YOUR TASK. Output the full listing below exactly, without the pictures.

GIVEN DATA.
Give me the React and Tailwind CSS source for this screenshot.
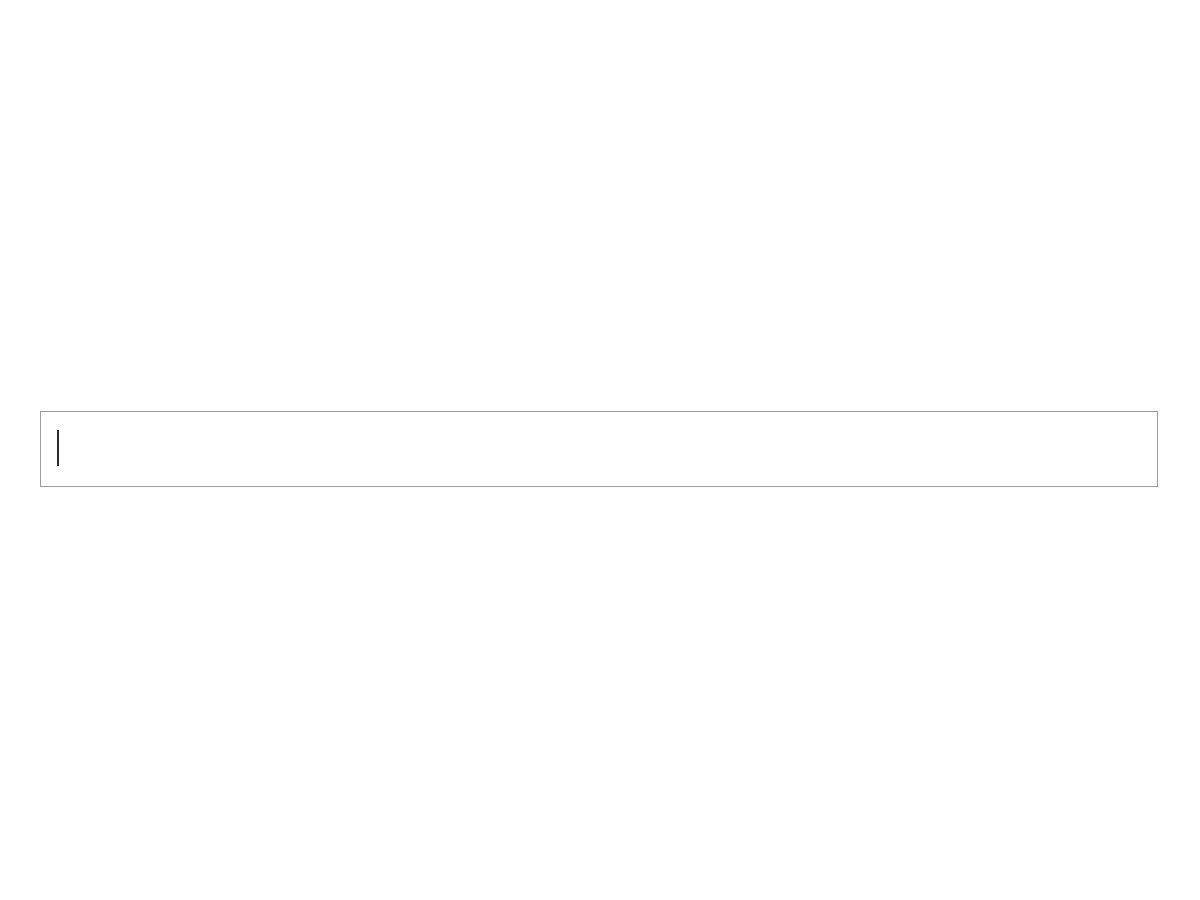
import React from 'react';

const App = () => {
  return (
    <div className="min-h-screen bg-white flex items-center pb-[2px] px-10">
      {/* Empty text field with caret */}
      <div className="w-[1118px] h-[76px] border border-[#9c9c9c] bg-white flex items-start pt-[18px] pl-4">
        <span className="block w-[2px] h-[36px] bg-[#2b2b2b]"></span>
      </div>
    </div>
  );
};

export default App;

THE COMPLETED TASK.
Give me the React and Tailwind CSS source for this screenshot.
import React from 'react';

const App = () => {
  return (
    <div className="min-h-screen bg-white flex items-center pb-[2px] px-10">
      {/* Empty text field with caret */}
      <div className="w-[1118px] h-[76px] border border-[#9c9c9c] bg-white flex items-start pt-[18px] pl-4">
        <span className="block w-[2px] h-[36px] bg-[#2b2b2b]"></span>
      </div>
    </div>
  );
};

export default App;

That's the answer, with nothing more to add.